The internet is abuzz with news of the California mother of six who just gave birth to octuplets.
My sciatic nerve twinged a little bit just writing that.
Now, the birth raises a lot of questions about selective termination, infertility treatment, and the medical and moral issues surrounding mega-pregnancies, and the newly reported information about the woman's marital status (single) and employment status (not) raises several more, but over at Boston.com's Child Caring blog, I'm sticking to the parenting part of the equation and asking: How does one manage with 14 kids, the oldest of whom is just 7 years old?
Most large families grow slowly, one child at a time, or maybe a set of twins. Even in a blended family, it's rare to suddently need eight new carseats all at once. The average US family has two kids, according to US census data, but just a generation ago a family with four kids wasn't considered all that "big," writes Meagan Francis, author of "Table for Eight: Raising a Large Family in a Small-Family World" and editor of LargerFamilies.com.
"In 1976 – the year before I was born – an American woman had a 36 percent chance of giving birth to four or more children in her lifetime, and about 60 percent of women had families of three children or more," she writes. "But according to the latest census, the number of women who can expect to have three or more has been cut to 29 percent, while those with four or more children has dwindled to 10 percent. And as the number of mothers having more than a couple of kids has dwindled, so has understanding of families that don’t fit the two-kid mold."
When society seems geared toward families of four (total), parenting a large family presents some unique challenges.
"Space -- where will everybody sleep? Is there enough room at the dining-room table?" Francis, who is expecting her fifth child, says. "Time -- how do I give each child the attention he deserves? But I've found that space issues are easy enough to work around -- as it turns out, most kids don't "need" the huge play areas and solo bedrooms we've become accustomed to giving them, and in some ways, parenting lots of kids is easier than one or two."

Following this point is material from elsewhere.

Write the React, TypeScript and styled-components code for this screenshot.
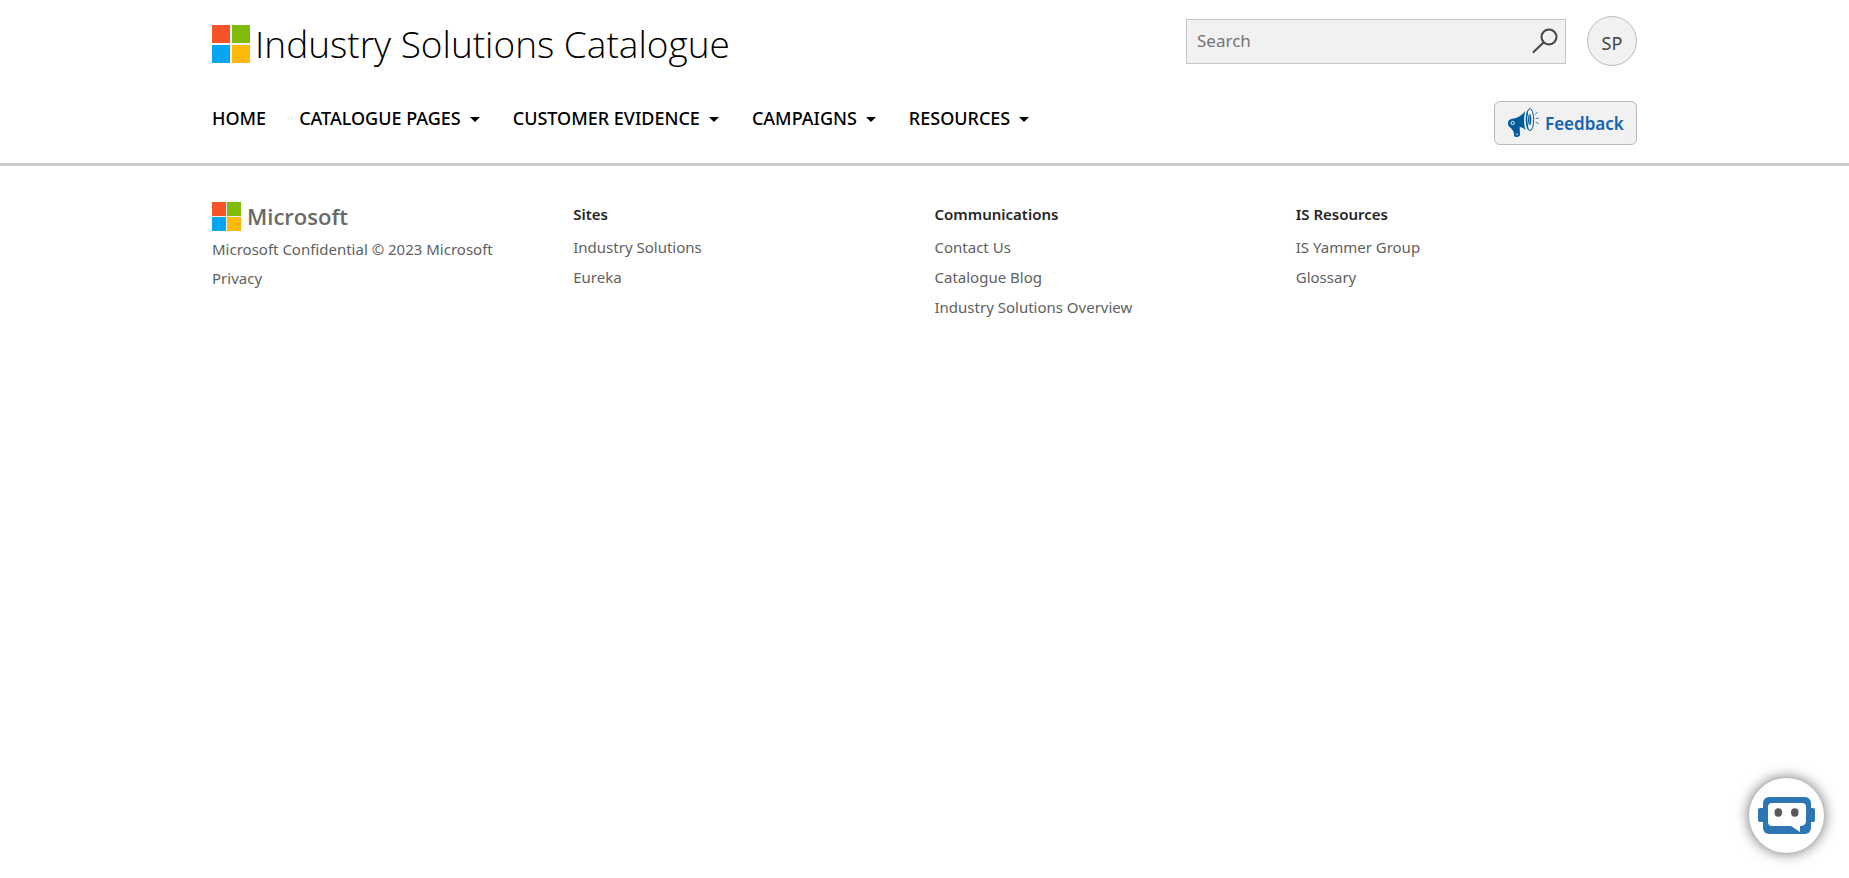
import React from "react";
import styled, { createGlobalStyle } from "styled-components";

const GlobalStyle = createGlobalStyle`
  *, *::before, *::after { box-sizing: border-box; }
  body {
    margin: 0;
    background: #fff;
    color: #000;
    font-family: "Segoe UI", "Noto Sans", "Open Sans", sans-serif;
    font-size: 15px;
  }
  a { color: inherit; text-decoration: none; }
  button, input { font: inherit; color: inherit; }
`;

const Container = styled.div`
  max-width: 1445px;
  margin: 0 auto;
  padding: 0 10px;
`;

const Header = styled.header`
  border-bottom: 3px solid #ccc;
`;

const TopBar = styled.div`
  display: flex;
  justify-content: space-between;
  padding-top: 16px;
`;

const Brand = styled.a`
  display: flex;
  align-items: center;
  gap: 5px;
  height: 56px;
`;

const BrandTitle = styled.h1`
  margin: 0;
  font-family: "Segoe UI", "Open Sans", sans-serif;
  font-size: 37px;
  font-weight: 300;
  line-height: 56px;
  white-space: nowrap;
`;

const Tools = styled.div`
  display: flex;
  align-items: center;
  gap: 21px;
  height: 50px;
`;

const SearchBox = styled.form`
  display: flex;
  align-items: center;
  width: 380px;
  height: 45px;
  padding: 0 7px 0 10px;
  border: 1px solid #c6c6c6;
  background: #f1f1f1;
`;

const SearchInput = styled.input`
  flex: 1;
  min-width: 0;
  padding: 0;
  border: 0;
  outline: 0;
  background: transparent;
  font-size: 17px;
  line-height: 24px;
  &::placeholder { color: #757575; opacity: 1; }
`;

const IconButton = styled.button`
  display: flex;
  padding: 0;
  border: 0;
  background: none;
  cursor: pointer;
`;

const Avatar = styled.button`
  width: 50px;
  height: 50px;
  padding: 3px 0 0;
  border: 1px solid #bbb;
  border-radius: 50%;
  background: #f1f1f1;
  color: #444;
  font-size: 18px;
  cursor: pointer;
`;

const NavBar = styled.div`
  display: flex;
  justify-content: space-between;
  align-items: flex-start;
  padding: 29px 0 18px;
`;

const NavList = styled.ul`
  display: flex;
  gap: 33px;
  margin: 0;
  padding: 0;
  list-style: none;
`;

const NavLink = styled.a`
  display: flex;
  align-items: center;
  gap: 9px;
  font-size: 18px;
  font-weight: 500;
  line-height: 34px;
  white-space: nowrap;
`;

const Caret = styled.span`
  margin-top: 2px;
  border-top: 5px solid #000;
  border-left: 5px solid transparent;
  border-right: 5px solid transparent;
`;

const FeedbackButton = styled.button`
  display: flex;
  align-items: center;
  gap: 5px;
  width: 143px;
  height: 44px;
  padding: 0 0 0 13px;
  border: 1px solid #bbb;
  border-radius: 6px;
  background: #f1f1f1;
  color: #1264b4;
  font-size: 17px;
  font-weight: 600;
  cursor: pointer;
`;

const FooterGrid = styled.div`
  display: grid;
  grid-template-columns: repeat(4, 1fr);
  column-gap: 20px;
  padding-top: 33px;
  color: #616161;
`;

const CompanyColumn = styled.section`
  padding-top: 3px;
`;

const Company = styled.div`
  display: flex;
  align-items: center;
  gap: 6px;
  height: 29px;
  margin-bottom: 4px;
  font-family: "Segoe UI", "Open Sans", sans-serif;
  font-size: 22px;
  font-weight: 600;
  line-height: 29px;
  color: #696969;
`;

const CompanyLine = styled.p`
  margin: 0;
  line-height: 29px;
`;

const ColumnTitle = styled.h2`
  margin: 0;
  font-size: 15px;
  font-weight: 600;
  line-height: 30px;
  color: #262626;
`;

const LinkList = styled.ul`
  margin: 0;
  padding: 3px 0 0;
  list-style: none;
  line-height: 30px;
`;

const ChatButton = styled.button`
  position: fixed;
  right: 25px;
  bottom: 25px;
  display: flex;
  align-items: center;
  justify-content: center;
  width: 75px;
  height: 75px;
  padding: 0;
  border: 0;
  border-radius: 50%;
  background: #fff;
  box-shadow: 0 0 14px rgba(0, 0, 0, 0.6);
  cursor: pointer;
`;

const Squares = ({ size, tile }: { size: number; tile: number }) => {
  const far = size - tile;
  return (
    <svg width={size} height={size} aria-hidden="true" shapeRendering="crispEdges">
      <rect width={size} height={size} fill="#f3f3f3" />
      <rect width={tile} height={tile} fill="#f65426" />
      <rect x={far} width={tile} height={tile} fill="#80bb0a" />
      <rect y={far} width={tile} height={tile} fill="#05a5f1" />
      <rect x={far} y={far} width={tile} height={tile} fill="#ffb90a" />
    </svg>
  );
};

const SearchIcon = () => (
  <svg width="26" height="26" viewBox="0 0 26 26" fill="none" stroke="#444" strokeWidth="2" aria-hidden="true">
    <circle cx="17" cy="9" r="7.5" />
    <path d="M11.500 14.500 1.500 24" strokeLinecap="round" />
  </svg>
);

const Megaphone = () => (
  <svg width="32" height="30" viewBox="84 56 96 90" aria-hidden="true">
    <path
      d="M84 101c0-9 6-12 13-13 16-2 29-10 39-24-5 18-5 42 1 58-6-5-12-8-18-9l1 24c0 5-14 9-17 4-2-6 0-12-4-17-2-3-5-6-7-9-5-2-8-7-8-14z"
      fill="#005b9a"
    />
    <circle cx="98" cy="101" r="5" fill="#005b9a" stroke="#f1f1f1" strokeWidth="3" />
    <circle cx="111" cy="135" r="2.500" fill="#f1f1f1" />
    <ellipse cx="150" cy="91" rx="11" ry="33" fill="#f1f1f1" stroke="#005b9a" strokeWidth="3" />
    <path d="M143 62c3 8-2 16-1 29 0 13 5 22 2 30-8-12-9-46-1-59z" fill="#005b9a" />
    <ellipse cx="149" cy="91" rx="5" ry="16" fill="#005b9a" />
    <path d="M148 77v28" stroke="#f1f1f1" strokeWidth="1.500" />
    <path d="m165 76 8-8M167 88l10-2M167 98l9 5" stroke="#3a7fb0" strokeWidth="3" />
  </svg>
);

const BotIcon = () => (
  <svg width="57" height="37" viewBox="0 0 57 37" aria-hidden="true">
    <rect y="11" width="57" height="14" rx="2" fill="#2e75b6" />
    <rect x="5" width="48" height="37" rx="6" fill="#2e75b6" />
    <path d="M14 6h30q4 0 4 4v14q0 5-6 5v6l-9-6H14q-4 0-4-4V10q0-4 4-4z" fill="#fff" />
    <ellipse cx="20.300" cy="15.500" rx="3.800" ry="4.200" fill="#595959" />
    <ellipse cx="36.800" cy="15.500" rx="3.800" ry="4.200" fill="#595959" />
  </svg>
);

const navItems = [
  { label: "HOME", menu: false },
  { label: "CATALOGUE PAGES", menu: true },
  { label: "CUSTOMER EVIDENCE", menu: true },
  { label: "CAMPAIGNS", menu: true },
  { label: "RESOURCES", menu: true },
];

const columns = [
  { title: "Sites", links: ["Industry Solutions", "Eureka"] },
  { title: "Communications", links: ["Contact Us", "Catalogue Blog", "Industry Solutions Overview"] },
  { title: "IS Resources", links: ["IS Yammer Group", "Glossary"] },
];

export default function App() {
  return (
    <>
      <GlobalStyle />
      <Header>
        <Container>
          <TopBar>
            <Brand href="#">
              <Squares size={38} tile={18} />
              <BrandTitle>Industry Solutions Catalogue</BrandTitle>
            </Brand>
            <Tools>
              <SearchBox role="search" onSubmit={(e) => e.preventDefault()}>
                <SearchInput type="text" placeholder="Search" aria-label="Search" />
                <IconButton type="submit" aria-label="Submit search">
                  <SearchIcon />
                </IconButton>
              </SearchBox>
              <Avatar type="button">SP</Avatar>
            </Tools>
          </TopBar>
          <NavBar>
            <nav>
              <NavList>
                {navItems.map((item) => (
                  <li key={item.label}>
                    <NavLink href="#">
                      {item.label}
                      {item.menu && <Caret />}
                    </NavLink>
                  </li>
                ))}
              </NavList>
            </nav>
            <FeedbackButton type="button">
              <Megaphone />
              Feedback
            </FeedbackButton>
          </NavBar>
        </Container>
      </Header>
      <footer>
        <Container>
          <FooterGrid>
            <CompanyColumn>
              <Company>
                <Squares size={29} tile={14} />
                Microsoft
              </Company>
              <CompanyLine>Microsoft Confidential © 2023 Microsoft</CompanyLine>
              <CompanyLine>
                <a href="#">Privacy</a>
              </CompanyLine>
            </CompanyColumn>
            {columns.map((column) => (
              <section key={column.title}>
                <ColumnTitle>{column.title}</ColumnTitle>
                <LinkList>
                  {column.links.map((link) => (
                    <li key={link}>
                      <a href="#">{link}</a>
                    </li>
                  ))}
                </LinkList>
              </section>
            ))}
          </FooterGrid>
        </Container>
      </footer>
      <ChatButton type="button" aria-label="Open chat">
        <BotIcon />
      </ChatButton>
    </>
  );
}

It's easy to imagine the cons, but there are pros to having a large family, too. "Big families may often be noisy and chaotic, but siblings also provide each other with built-in companions, meaning children in a big family may play more cohesively and crave less entertainment from Mom and Dad," Francis points out. "Of course, big families also mean that siblings may get in more trouble, and then cover up for each other."
"Parents of many children usually quickly determine that, if they're going to maintain a big household, every family member has to chip in, except the infants," she says. "Having regular chores encourages kids to develop responsibility and feel like competent team members, something many contemporary children don't get to experience."
How big is your family, and what challenges do you face with the number of children you already have?